_THE REQUEST_
Of the lines in this listing, how many contain the word "that"? Give the number and nothing else.
-- Start SUPPLIED INFORMATION --
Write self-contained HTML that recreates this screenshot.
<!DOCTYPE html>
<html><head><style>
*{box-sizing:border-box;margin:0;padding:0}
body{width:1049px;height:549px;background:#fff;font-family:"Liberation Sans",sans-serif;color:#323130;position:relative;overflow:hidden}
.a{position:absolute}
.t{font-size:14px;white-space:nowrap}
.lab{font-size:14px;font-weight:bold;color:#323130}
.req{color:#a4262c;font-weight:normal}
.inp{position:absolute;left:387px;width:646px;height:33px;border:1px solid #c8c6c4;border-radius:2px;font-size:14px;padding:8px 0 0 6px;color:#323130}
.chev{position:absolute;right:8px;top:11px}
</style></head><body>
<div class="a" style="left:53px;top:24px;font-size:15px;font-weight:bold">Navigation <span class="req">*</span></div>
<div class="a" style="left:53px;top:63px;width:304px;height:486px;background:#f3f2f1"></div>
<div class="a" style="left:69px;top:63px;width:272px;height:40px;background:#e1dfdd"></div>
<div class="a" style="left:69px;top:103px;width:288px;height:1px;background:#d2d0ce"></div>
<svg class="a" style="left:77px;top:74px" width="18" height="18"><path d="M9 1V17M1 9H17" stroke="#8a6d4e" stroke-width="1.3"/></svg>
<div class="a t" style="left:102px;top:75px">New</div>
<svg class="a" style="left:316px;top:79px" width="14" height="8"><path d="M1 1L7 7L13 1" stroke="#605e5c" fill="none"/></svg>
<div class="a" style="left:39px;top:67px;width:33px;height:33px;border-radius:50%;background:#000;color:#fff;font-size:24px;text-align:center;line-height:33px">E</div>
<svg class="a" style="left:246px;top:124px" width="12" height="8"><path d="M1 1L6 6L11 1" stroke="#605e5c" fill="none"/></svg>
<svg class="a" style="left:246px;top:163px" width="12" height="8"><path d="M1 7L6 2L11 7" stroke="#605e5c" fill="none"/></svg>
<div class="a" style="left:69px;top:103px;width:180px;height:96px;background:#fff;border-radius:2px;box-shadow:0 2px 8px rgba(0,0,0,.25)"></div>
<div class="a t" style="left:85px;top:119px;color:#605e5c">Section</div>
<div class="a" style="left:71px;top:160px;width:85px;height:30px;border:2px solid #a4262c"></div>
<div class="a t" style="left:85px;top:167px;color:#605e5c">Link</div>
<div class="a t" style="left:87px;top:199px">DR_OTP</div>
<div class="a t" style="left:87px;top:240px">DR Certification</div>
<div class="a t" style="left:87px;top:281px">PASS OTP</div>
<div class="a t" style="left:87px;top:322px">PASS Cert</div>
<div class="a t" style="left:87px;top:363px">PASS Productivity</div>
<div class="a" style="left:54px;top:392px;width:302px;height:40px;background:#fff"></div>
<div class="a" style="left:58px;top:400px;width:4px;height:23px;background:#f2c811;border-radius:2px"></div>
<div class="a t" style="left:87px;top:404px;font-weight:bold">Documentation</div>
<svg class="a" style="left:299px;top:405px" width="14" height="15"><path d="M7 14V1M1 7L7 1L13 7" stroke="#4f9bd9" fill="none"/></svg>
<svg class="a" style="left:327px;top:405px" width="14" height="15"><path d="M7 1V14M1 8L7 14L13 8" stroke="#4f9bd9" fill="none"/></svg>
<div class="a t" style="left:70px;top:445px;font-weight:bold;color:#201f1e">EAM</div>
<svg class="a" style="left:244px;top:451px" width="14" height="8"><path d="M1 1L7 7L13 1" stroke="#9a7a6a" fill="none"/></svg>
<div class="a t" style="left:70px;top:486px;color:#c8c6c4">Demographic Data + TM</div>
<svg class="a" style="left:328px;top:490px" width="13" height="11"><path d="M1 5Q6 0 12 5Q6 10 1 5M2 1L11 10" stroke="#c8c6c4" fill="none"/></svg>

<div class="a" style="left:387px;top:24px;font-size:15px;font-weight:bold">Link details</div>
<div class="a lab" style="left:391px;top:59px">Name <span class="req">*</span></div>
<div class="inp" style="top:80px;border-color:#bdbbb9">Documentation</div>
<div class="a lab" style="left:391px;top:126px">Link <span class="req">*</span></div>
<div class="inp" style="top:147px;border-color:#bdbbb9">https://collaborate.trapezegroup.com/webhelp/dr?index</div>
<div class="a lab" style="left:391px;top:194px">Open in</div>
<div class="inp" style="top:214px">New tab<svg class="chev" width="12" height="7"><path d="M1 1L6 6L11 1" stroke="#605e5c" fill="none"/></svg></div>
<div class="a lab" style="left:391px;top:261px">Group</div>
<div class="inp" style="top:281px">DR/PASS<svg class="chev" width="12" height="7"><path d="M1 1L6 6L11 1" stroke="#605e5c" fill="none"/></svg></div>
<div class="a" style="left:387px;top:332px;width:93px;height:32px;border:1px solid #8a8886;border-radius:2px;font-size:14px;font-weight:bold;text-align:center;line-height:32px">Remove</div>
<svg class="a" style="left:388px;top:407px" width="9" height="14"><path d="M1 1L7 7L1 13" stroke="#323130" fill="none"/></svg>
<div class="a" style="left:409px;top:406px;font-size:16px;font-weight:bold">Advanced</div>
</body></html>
-- End SUPPLIED INFORMATION --
-- Start SUPPLIED INFORMATION --
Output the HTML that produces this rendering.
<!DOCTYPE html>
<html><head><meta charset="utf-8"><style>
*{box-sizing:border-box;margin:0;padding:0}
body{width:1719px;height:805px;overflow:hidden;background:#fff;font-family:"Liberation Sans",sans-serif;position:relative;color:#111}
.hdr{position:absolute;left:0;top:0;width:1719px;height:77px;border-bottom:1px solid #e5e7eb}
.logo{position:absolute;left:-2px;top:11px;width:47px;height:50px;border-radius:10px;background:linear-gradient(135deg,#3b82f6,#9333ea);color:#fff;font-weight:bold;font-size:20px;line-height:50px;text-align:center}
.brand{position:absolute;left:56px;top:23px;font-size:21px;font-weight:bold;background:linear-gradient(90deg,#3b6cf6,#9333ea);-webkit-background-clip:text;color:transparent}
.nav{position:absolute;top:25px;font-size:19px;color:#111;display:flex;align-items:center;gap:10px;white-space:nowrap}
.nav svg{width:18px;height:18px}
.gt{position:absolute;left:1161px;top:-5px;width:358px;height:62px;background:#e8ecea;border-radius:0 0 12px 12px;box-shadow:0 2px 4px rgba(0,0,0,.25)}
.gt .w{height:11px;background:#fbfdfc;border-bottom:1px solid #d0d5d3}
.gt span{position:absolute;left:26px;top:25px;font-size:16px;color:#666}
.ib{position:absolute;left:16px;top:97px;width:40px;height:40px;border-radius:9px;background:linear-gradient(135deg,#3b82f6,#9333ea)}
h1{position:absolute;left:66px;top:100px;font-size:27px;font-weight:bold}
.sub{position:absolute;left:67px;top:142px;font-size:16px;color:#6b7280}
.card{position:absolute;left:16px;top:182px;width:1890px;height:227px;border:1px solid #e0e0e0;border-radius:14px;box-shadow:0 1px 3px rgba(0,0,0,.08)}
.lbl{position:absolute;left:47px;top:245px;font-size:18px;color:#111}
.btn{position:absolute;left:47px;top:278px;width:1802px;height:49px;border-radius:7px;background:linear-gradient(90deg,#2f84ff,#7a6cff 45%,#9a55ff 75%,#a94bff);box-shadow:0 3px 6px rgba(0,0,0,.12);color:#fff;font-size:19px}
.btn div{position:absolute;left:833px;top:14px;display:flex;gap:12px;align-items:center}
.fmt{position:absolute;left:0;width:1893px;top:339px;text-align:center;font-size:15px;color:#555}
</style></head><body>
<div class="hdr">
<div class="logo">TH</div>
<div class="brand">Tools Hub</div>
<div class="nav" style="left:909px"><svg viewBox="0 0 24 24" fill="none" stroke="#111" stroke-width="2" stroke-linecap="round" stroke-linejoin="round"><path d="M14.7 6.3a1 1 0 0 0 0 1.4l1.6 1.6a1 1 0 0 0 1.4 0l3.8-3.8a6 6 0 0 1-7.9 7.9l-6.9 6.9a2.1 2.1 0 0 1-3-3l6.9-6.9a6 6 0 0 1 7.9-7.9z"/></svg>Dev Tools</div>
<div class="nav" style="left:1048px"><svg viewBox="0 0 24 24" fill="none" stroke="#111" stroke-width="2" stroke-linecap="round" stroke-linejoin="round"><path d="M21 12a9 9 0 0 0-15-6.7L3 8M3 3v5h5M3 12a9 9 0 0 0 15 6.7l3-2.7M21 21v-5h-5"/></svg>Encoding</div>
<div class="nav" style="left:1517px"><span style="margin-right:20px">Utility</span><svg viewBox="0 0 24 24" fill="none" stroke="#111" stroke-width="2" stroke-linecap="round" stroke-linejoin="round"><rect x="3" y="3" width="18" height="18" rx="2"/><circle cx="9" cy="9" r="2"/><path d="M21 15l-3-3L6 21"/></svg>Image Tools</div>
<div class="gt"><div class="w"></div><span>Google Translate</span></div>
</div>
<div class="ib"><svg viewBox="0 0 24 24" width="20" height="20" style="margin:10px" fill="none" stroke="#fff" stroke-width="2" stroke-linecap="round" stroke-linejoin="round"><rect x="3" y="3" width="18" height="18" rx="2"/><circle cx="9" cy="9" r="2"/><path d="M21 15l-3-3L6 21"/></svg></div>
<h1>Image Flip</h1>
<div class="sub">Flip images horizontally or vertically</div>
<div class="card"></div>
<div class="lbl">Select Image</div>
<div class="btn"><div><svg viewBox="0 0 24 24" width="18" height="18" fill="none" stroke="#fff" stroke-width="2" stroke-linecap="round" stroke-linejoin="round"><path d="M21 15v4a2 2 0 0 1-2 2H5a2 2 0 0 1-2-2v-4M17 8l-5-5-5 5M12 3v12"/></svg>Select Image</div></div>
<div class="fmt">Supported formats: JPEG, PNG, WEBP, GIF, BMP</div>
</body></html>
-- End SUPPLIED INFORMATION --
_REPLY TO THE TASK_
2